Мужчин не хватает надолго на внимание к нам, а может, у них это вовсе и не любовь? А мы – романтики, сочиняем сами себе красивые истории со счастливым концом.

Он как-то недавно после ссоры сказал:

– А та Катя целовала меня лучше.

– Ту Катю любили…

– А тебя?

– А меня бросили, – вот что ответила я. И он промолчал. Значит, я все правильно сделала. Звонить не буду и почему-то уверена, что и он не позвонит, по крайней мере, до отъезда.

Но проходил день и второй, и тогда я понимала, что мое сердце разрывается еще больше оттого, что не вижу его. Я просыпалась с его именем и засыпала. Собрала его рубашки, книги, тапочки, сложила все в пакет, думала, что отдам, если приедет.

Вот опять вспоминаю, это было, кажется, и не так давно. Прихожу вечером, не раздеваясь бегу к нему обнимать и поцеловать и говорю:

– Ох, как я соскучилась, а ты?

А он опять, смеясь, отвечает:

– А я без тебя не могу.

Я, дура, опять допытываюсь:

– Чего не можешь?

Жду ответ: жить. А он говорит:

– Ну вот хоть семечки щелкать.

Он щелкал их в тот момент. Их нельзя доставать. Идеальная жена – точно слепо-глухонемая секс-рабыня.

Проходили дни, закончился и его отпуск, звонка все не было. Я пробовала зарегистрироваться на том же сайте, где мы и познакомились. Но разве мог кто-нибудь сравниться с ним? Зря только нервы и время тратила. Я купила новые дорогущие сапоги, надеялась поселить в душе радость, ее хватило лишь на час. Только мысли о нем бились молотом в моей бедной, ничего ни понимающей голове. Прошло уже двадцать пять дней. Ревела днем, вечером и даже на работе. Больше я вытерпеть не могла.

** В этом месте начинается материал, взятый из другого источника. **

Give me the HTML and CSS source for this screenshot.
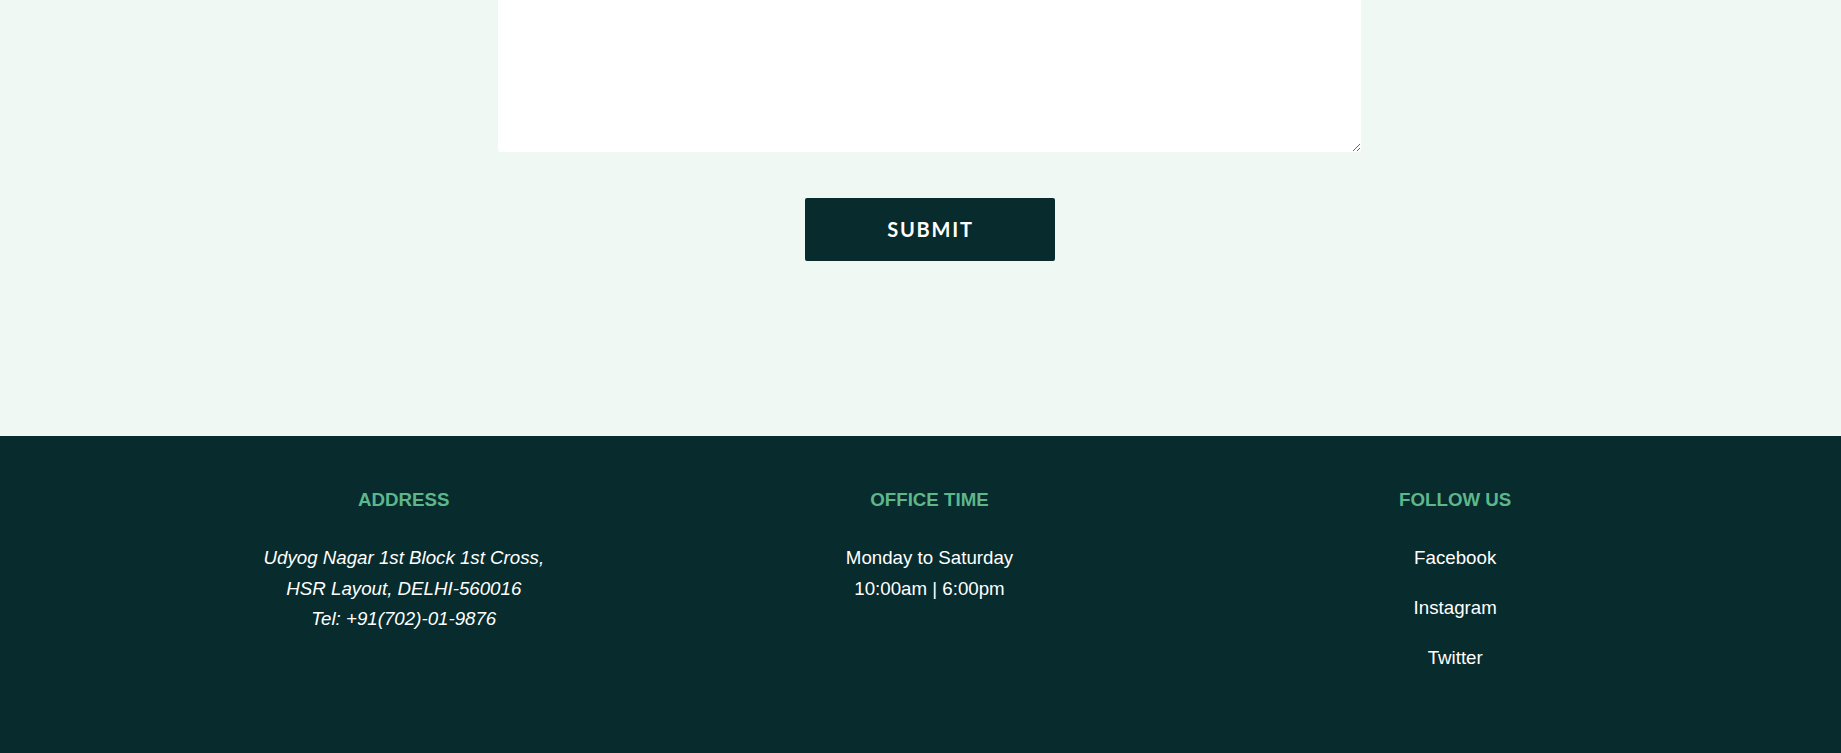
FILE: index.html
```html
<!DOCTYPE html>
<html lang="en">
<head>
<meta charset="utf-8">
<title>Contact</title>
<link rel="stylesheet" href="styles.css">
</head>
<body>
<div class="page">
  <section class="contact">
    <form class="form">
      <textarea class="message" name="message"></textarea>
      <button type="button" class="submit">SUBMIT</button>
    </form>
  </section>
  <footer class="footer">
    <div class="cols">
      <div class="col">
        <h3 class="col-title">ADDRESS</h3>
        <p class="lines address">Udyog Nagar 1st Block 1st Cross,<br>HSR Layout, DELHI-560016<br>Tel: +91(702)-01-9876</p>
      </div>
      <div class="col">
        <h3 class="col-title">OFFICE TIME</h3>
        <p class="lines">Monday to Saturday<br>10:00am | 6:00pm</p>
      </div>
      <div class="col">
        <h3 class="col-title">FOLLOW US</h3>
        <ul class="links">
          <li><a href="#" class="link">Facebook</a></li>
          <li><a href="#" class="link">Instagram</a></li>
          <li><a href="#" class="link">Twitter</a></li>
        </ul>
      </div>
    </div>
  </footer>
</div>
</body>
</html>
```

FILE: styles.css
```css
* { box-sizing: border-box; }

html, body {
  margin: 0;
  padding: 0;
  background: #082b2d;
  font-family: "Liberation Sans", Arial, sans-serif;
}

.page {
  display: flex;
  flex-direction: column;
  min-height: 100vh;
}

.contact {
  background: #eff8f3;
  padding: 0 0 175px 18px;
}

.form {
  display: flex;
  flex-direction: column;
  align-items: center;
}

.message {
  display: block;
  width: 863px;
  height: 152px;
  border: none;
  background: #ffffff;
  border-radius: 0 0 3px 3px;
  margin: 0;
  padding: 10px;
  font: 16px "Liberation Sans", Arial, sans-serif;
}

.submit {
  margin-top: 46px;
  width: 250px;
  height: 63px;
  border: none;
  border-radius: 2px;
  background: #082b2d;
  color: #ffffff;
  font-family: Lato, "Noto Sans", sans-serif;
  font-weight: 700;
  font-size: 20px;
  letter-spacing: 1.8px;
  padding: 0 0 2px 2px;
  cursor: pointer;
}

.footer {
  flex: 1;
  background: #082b2d;
  padding: 53px 0 80px 18px;
}

.cols {
  width: 1577px;
  margin: 0 auto;
  display: grid;
  grid-template-columns: repeat(3, 1fr);
  text-align: center;
}

.col-title {
  margin: 0;
  font-size: 18.72px;
  line-height: 22px;
  font-weight: 700;
  color: #5db78a;
}

.lines {
  margin: 32px 0 0;
  font-size: 18.72px;
  line-height: 30.6px;
  color: #ffffff;
}

.address { font-style: italic; }

.links {
  list-style: none;
  margin: 32px 0 0;
  padding: 0;
  display: flex;
  flex-direction: column;
  gap: 20px;
}

.link {
  color: #ffffff;
  text-decoration: none;
  font-size: 18.72px;
  line-height: 30px;
}
```
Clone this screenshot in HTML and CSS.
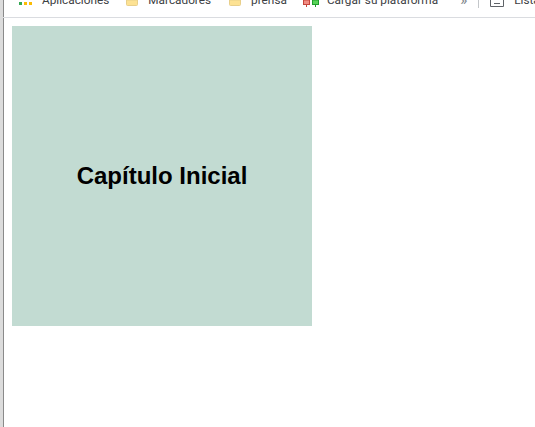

Написала письмо с просьбой отправить мне папку с моими фотографиями, которые находятся в его компьютере, и выбросить вещи в мусоропровод. Не хватало еще того, чтобы другая копалась в моих тряпках. Надеялась, что это подтолкнет его к каким-то действиям. Однако прошло долгих два дня, пока я в субботу утром не услышала его голос в телефонной трубке.

Резко и отрывисто сказал:

– Привет.

– Привет.

– Я буду у твоего дома через десять минут, можешь выйти?

– Могу, – ответила я.

Трясусь вся, как лист осенний, взяла два пакета с его вещами и пошла. В последний момент решила пакеты пока не нести, оставила их в коридоре внизу. Выхожу, надела новые сапожки, плащик (я в нем юная красотка, так он говорил). Увидел, сразу вышел из машины и открыл заднюю дверь, значит, хочет отдать мои оставшиеся вещи. Сердце сжалось невозможно как. Подошла и говорю:

– Что, даже не хочешь поговорить?

Он, не отдавая мне сумку, говорит:

– Да я ненадолго.

Встал напротив, и тут я увидела… У него столько любви было в глазах, они так сияли, что можно ничего не говорить, и так видно. Я спрашиваю:

– Как нос, как себя чувствуешь?

– Это неинтересно, – ответил с улыбкой.

– Я ждала твоего звонка.

– А почему сама не звонила?

– Лева, я тебя люблю и хочу быть с тобой.

– Не верю!

И раз пять потом это повторил. И сказал, опять же улыбаясь:

– Ты зачем ключи отдала, тебя просили?

Я говорю:

– Это ерунда, я надеялась вызвать тебя на разговор.

Реакции никакой.

– Ты мне изменяла?

– Не успела, я не думала об этом, а вот ты изменял.